MATERIAL PROVIDED:
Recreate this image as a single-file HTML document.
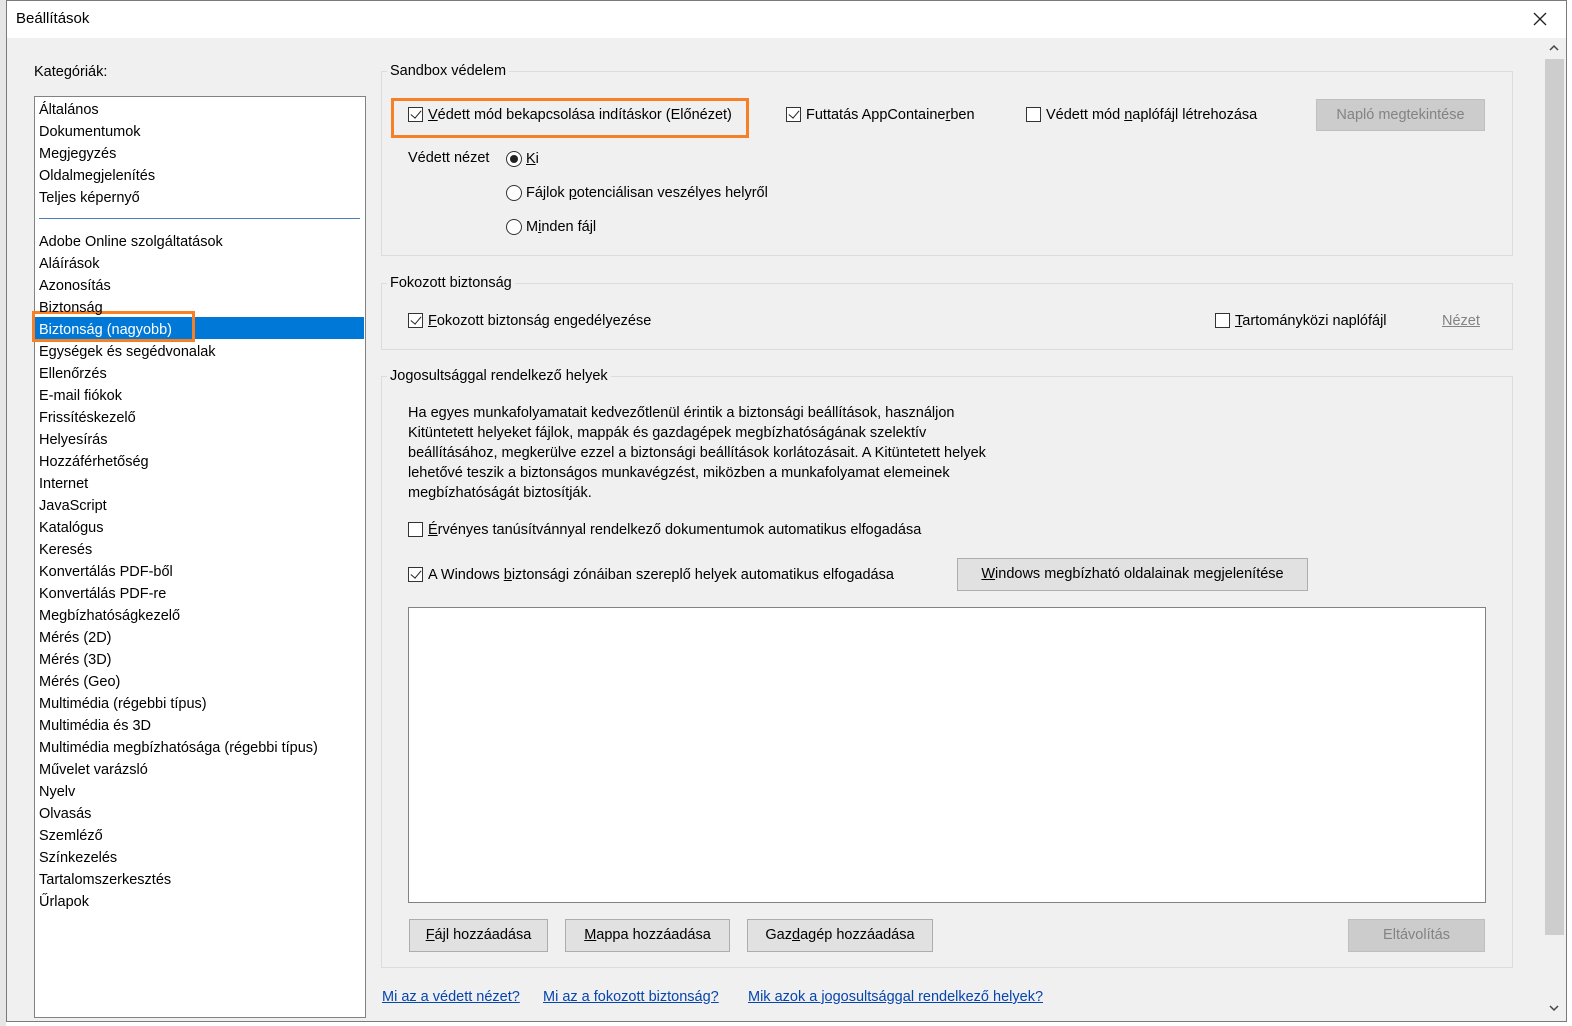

---

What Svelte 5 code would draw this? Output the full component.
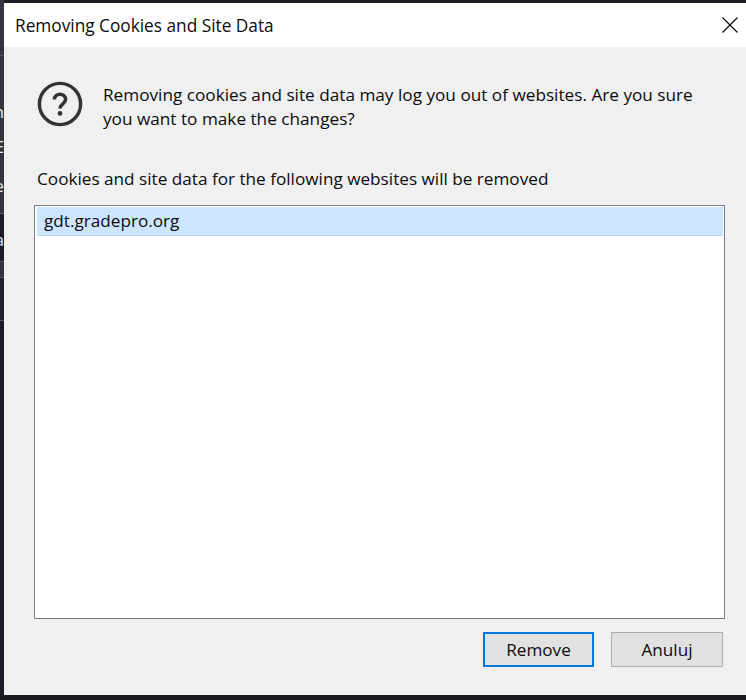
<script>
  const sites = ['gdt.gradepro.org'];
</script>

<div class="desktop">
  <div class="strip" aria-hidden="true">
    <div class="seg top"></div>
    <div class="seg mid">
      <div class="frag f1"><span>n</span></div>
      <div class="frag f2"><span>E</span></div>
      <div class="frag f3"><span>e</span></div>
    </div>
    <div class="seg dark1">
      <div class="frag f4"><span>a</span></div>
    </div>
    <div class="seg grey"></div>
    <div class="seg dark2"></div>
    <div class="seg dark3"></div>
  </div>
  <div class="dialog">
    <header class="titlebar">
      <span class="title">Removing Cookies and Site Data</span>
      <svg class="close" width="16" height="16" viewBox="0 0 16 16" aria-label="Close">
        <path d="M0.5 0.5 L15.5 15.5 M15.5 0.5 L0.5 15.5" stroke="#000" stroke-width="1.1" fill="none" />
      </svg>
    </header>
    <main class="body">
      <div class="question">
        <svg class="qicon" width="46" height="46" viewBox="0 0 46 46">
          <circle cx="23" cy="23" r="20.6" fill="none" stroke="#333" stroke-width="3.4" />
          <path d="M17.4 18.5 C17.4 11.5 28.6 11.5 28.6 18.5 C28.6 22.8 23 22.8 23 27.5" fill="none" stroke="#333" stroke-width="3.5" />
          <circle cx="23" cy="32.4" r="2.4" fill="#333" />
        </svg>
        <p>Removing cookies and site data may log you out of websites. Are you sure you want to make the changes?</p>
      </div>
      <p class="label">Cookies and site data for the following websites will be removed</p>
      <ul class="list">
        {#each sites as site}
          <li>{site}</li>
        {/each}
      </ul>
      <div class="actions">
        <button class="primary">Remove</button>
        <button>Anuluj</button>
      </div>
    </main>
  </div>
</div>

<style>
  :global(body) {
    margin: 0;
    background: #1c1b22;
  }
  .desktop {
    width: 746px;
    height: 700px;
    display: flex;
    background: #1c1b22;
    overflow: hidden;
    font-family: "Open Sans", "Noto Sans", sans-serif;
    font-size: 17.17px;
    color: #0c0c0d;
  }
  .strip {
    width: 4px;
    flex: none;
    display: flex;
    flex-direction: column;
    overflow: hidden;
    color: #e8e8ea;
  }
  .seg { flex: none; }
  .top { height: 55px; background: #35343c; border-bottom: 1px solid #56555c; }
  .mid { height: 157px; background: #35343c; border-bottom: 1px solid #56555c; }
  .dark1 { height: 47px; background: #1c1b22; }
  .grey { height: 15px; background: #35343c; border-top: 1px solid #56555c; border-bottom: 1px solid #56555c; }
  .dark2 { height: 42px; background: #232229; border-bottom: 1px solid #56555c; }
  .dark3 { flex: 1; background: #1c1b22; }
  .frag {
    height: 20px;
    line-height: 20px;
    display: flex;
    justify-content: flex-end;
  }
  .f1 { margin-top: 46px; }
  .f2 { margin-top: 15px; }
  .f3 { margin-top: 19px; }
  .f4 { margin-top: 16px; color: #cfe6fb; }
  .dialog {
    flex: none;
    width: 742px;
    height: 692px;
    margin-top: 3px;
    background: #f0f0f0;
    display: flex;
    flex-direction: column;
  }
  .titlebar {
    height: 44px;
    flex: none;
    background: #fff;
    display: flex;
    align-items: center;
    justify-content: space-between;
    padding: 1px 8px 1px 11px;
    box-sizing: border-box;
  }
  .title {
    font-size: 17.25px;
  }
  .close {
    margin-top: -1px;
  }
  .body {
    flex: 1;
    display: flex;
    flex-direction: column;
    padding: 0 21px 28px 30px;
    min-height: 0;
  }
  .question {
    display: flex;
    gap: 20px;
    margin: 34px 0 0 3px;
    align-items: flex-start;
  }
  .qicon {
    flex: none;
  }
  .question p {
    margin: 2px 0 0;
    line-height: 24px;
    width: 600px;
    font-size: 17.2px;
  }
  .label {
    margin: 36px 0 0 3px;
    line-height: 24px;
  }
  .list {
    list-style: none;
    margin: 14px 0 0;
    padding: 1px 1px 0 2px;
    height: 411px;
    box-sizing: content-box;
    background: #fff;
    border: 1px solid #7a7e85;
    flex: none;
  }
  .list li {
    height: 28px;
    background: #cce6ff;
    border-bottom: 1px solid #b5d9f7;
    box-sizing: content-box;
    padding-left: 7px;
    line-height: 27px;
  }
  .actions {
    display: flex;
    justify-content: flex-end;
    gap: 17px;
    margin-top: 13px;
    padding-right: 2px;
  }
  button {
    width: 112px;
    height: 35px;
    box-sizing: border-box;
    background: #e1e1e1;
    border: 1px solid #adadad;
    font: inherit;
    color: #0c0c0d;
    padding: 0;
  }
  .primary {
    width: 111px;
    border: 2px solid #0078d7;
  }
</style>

--

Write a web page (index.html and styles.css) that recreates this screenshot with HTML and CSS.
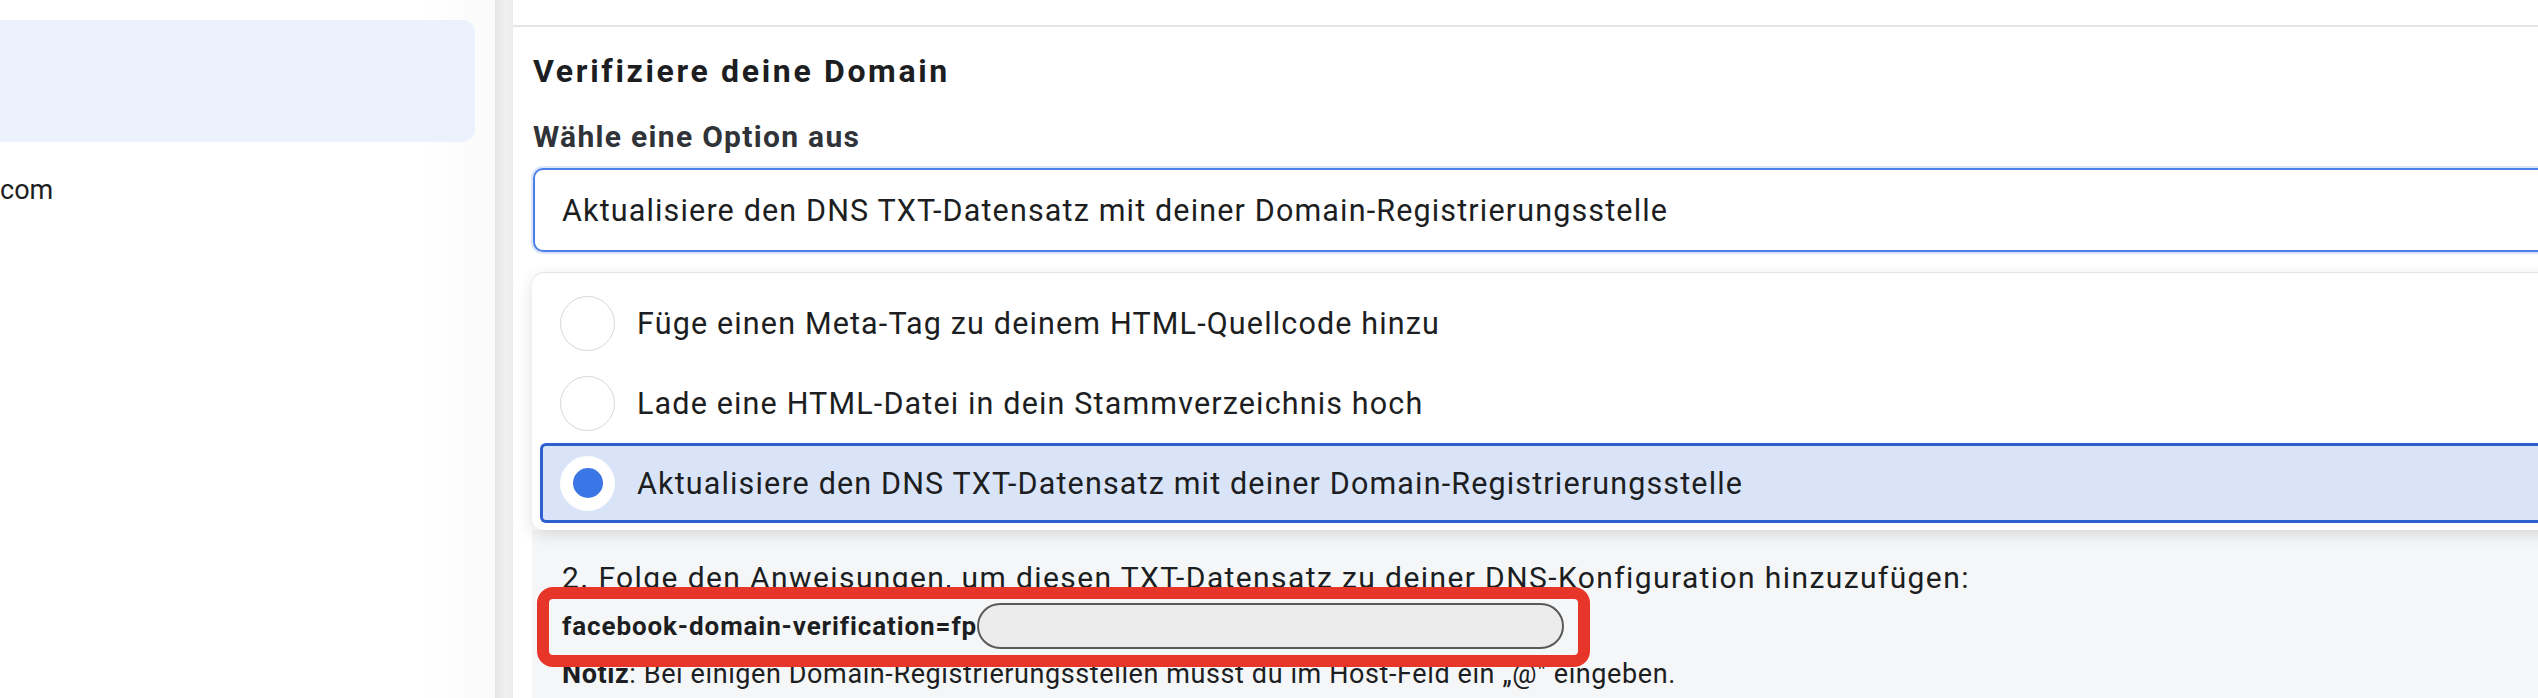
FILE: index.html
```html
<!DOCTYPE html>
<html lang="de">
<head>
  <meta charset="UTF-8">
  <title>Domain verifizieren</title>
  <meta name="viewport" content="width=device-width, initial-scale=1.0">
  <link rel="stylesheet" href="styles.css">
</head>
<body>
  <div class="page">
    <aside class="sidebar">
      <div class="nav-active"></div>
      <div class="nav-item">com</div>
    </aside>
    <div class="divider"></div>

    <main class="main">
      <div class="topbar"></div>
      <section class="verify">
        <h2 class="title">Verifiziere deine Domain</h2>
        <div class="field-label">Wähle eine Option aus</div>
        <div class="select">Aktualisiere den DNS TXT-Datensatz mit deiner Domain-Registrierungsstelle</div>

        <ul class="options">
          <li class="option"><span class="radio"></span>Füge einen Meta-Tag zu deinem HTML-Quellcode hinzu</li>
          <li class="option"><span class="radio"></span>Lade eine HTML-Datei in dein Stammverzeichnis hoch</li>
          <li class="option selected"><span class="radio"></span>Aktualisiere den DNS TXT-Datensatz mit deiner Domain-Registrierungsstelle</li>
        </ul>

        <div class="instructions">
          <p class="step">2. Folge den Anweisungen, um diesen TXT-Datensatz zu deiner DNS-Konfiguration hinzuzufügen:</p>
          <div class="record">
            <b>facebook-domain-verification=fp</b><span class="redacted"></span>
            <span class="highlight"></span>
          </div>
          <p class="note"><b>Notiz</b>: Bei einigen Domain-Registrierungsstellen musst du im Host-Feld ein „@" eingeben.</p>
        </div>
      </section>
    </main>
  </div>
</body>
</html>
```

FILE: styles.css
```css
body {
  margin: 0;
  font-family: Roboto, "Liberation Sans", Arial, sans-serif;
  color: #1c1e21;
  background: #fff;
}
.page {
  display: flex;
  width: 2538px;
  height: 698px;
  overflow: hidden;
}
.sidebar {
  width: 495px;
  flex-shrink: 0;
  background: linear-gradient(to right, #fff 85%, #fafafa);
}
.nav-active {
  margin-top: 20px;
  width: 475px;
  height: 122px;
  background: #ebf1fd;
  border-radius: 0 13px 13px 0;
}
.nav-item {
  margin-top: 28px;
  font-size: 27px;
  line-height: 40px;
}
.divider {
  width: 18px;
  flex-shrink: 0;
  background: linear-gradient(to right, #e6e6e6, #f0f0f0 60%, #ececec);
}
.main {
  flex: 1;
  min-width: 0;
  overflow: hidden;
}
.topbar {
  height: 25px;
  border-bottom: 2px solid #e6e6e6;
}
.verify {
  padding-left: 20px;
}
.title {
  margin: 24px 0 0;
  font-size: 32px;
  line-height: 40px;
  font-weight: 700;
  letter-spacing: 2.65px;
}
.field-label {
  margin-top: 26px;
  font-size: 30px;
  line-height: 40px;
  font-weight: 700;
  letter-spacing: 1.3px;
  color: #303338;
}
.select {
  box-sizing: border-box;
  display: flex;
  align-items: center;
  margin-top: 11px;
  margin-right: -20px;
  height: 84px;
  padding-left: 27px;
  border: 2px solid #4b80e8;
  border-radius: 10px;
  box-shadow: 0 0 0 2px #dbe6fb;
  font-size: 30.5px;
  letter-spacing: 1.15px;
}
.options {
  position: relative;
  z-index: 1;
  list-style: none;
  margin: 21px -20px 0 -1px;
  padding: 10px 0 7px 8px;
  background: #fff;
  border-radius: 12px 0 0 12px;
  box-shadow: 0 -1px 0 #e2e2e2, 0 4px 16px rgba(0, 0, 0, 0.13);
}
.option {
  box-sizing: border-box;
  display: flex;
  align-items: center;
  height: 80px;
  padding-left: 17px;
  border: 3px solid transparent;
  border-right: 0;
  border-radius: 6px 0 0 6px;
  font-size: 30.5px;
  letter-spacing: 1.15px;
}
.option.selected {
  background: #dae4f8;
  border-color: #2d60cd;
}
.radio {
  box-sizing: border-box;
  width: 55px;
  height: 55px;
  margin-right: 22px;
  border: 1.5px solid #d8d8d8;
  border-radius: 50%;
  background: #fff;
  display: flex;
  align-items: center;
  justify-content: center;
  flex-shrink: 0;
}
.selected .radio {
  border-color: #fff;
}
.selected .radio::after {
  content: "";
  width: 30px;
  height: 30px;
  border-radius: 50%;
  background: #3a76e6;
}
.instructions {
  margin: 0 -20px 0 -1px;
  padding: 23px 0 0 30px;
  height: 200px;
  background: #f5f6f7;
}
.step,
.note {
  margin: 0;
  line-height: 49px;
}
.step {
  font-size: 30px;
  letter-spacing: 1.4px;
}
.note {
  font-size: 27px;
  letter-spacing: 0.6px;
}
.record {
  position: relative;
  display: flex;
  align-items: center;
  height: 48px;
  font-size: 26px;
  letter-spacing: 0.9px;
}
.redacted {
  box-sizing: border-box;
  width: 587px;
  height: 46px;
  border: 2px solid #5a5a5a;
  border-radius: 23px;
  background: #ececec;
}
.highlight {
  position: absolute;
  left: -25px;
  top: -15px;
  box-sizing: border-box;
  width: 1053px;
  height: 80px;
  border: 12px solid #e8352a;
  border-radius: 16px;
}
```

GOAL: Count the lines of these entries that hold the string "index", and give only that number.

SOLUTION TO THE PROBLEM: 3